#### Entries shown

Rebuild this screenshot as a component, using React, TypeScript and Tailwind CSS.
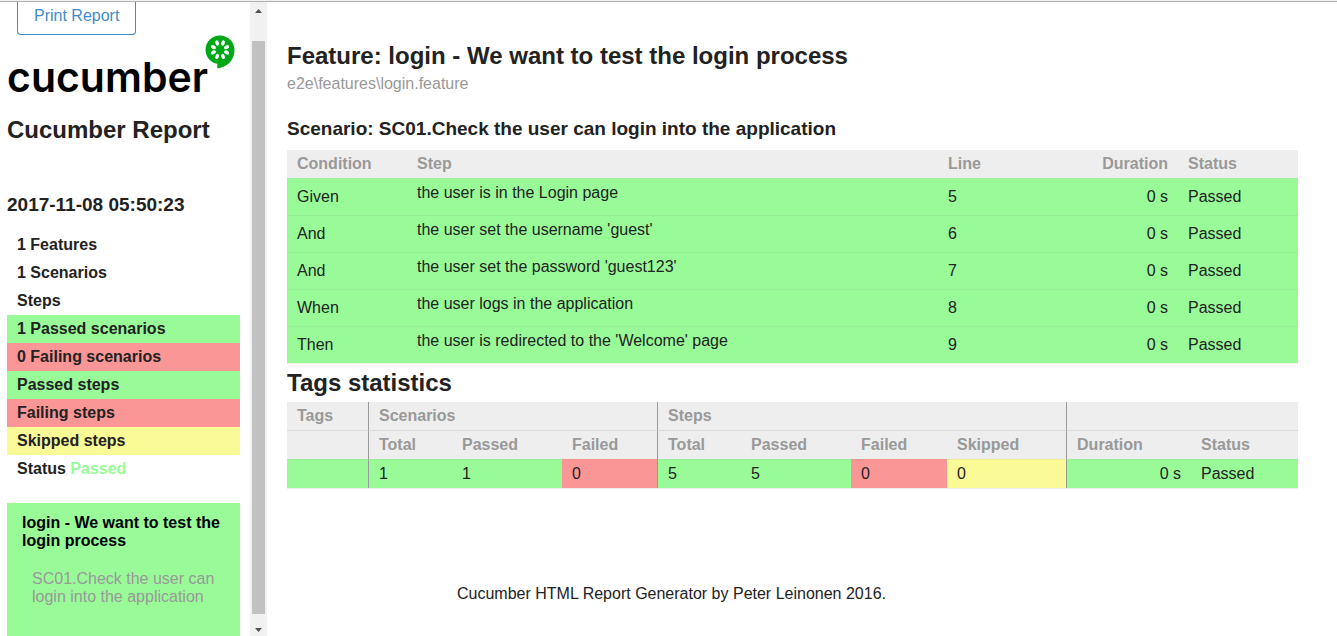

########
#### Entries shown

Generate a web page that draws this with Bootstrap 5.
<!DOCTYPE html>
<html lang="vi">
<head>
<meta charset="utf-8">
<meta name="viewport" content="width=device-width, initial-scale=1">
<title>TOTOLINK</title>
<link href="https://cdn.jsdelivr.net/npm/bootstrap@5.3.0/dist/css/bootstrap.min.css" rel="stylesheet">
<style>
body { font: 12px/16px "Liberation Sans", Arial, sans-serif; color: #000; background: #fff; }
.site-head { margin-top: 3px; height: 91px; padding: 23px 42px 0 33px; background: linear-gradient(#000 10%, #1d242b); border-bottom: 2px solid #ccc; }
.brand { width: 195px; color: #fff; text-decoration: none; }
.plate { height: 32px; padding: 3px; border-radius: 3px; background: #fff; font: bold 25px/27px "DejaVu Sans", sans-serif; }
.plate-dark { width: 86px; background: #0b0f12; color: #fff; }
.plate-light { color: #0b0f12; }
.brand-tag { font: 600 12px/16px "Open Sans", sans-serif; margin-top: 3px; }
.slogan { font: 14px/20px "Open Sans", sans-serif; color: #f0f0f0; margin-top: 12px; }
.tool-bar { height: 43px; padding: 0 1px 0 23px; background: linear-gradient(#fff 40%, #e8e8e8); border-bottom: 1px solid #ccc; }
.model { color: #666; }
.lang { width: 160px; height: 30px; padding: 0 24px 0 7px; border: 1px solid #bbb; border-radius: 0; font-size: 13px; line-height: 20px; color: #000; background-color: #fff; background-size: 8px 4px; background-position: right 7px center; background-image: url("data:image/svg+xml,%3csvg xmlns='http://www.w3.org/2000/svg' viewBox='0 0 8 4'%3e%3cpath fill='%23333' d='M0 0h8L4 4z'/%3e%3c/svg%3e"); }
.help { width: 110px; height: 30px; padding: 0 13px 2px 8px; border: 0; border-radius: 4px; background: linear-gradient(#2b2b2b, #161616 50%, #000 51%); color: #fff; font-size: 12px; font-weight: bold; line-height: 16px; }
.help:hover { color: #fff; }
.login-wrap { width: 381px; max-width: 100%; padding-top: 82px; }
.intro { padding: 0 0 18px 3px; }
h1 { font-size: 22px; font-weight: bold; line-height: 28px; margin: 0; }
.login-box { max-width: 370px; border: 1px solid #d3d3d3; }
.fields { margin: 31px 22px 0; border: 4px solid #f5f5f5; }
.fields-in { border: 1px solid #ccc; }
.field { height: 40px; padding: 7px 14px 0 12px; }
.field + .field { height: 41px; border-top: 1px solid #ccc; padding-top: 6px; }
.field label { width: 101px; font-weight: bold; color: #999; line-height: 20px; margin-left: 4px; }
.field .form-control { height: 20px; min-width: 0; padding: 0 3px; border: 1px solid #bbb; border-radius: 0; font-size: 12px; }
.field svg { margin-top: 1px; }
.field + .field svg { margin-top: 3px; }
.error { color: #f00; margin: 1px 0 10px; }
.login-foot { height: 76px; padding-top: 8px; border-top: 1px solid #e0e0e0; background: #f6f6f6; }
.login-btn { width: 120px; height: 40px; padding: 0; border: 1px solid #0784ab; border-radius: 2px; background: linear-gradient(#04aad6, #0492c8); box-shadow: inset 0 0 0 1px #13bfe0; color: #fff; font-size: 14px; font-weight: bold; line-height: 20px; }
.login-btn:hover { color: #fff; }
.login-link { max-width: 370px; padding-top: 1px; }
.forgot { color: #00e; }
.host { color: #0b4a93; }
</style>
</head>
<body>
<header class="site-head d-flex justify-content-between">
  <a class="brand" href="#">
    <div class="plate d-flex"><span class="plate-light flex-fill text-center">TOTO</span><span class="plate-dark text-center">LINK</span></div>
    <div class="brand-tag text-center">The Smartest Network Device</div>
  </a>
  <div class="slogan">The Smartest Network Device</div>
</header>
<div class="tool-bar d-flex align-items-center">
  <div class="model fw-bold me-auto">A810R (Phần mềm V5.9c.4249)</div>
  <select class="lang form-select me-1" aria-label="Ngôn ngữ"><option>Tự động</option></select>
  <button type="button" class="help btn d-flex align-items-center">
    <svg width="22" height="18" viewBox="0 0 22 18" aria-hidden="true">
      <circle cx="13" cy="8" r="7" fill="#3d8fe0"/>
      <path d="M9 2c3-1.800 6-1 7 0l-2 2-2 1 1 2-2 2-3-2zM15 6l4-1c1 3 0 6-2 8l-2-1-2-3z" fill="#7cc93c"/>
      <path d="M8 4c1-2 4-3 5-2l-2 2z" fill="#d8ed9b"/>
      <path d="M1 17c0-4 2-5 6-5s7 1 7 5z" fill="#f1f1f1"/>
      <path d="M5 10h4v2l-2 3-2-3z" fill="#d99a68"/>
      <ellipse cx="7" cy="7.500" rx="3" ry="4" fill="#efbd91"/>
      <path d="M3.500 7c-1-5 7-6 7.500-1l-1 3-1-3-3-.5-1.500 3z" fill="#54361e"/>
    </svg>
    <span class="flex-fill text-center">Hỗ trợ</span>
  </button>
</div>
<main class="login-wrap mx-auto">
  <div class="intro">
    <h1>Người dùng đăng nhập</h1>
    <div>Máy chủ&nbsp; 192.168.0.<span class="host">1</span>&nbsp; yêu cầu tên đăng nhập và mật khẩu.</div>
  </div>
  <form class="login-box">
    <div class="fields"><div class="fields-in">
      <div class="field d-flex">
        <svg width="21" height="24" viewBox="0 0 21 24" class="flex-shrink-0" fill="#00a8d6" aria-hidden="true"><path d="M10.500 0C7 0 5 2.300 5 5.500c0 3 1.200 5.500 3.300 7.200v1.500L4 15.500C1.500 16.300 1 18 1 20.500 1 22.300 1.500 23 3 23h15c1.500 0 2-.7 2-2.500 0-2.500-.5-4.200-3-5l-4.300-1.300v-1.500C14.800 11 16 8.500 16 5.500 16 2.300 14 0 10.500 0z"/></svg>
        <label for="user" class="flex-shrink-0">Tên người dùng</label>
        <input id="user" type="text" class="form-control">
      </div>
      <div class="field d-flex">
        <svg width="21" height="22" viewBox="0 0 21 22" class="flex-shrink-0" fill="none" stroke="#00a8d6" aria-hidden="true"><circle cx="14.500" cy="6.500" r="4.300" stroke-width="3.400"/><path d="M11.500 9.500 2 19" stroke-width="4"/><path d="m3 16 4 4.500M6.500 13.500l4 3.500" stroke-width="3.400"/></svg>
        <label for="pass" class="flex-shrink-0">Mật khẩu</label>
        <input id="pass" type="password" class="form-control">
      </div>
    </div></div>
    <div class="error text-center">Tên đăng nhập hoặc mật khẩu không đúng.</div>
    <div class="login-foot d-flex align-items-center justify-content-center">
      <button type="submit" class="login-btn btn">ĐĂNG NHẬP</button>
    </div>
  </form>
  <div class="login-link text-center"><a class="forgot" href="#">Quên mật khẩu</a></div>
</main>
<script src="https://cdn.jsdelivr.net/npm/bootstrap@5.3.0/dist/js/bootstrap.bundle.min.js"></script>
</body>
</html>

########

_Task_: Pull every line containing the word "this" out of the material.

_Full answer_:
Rebuild this screenshot as a component, using React, TypeScript and Tailwind CSS.
Generate a web page that draws this with Bootstrap 5.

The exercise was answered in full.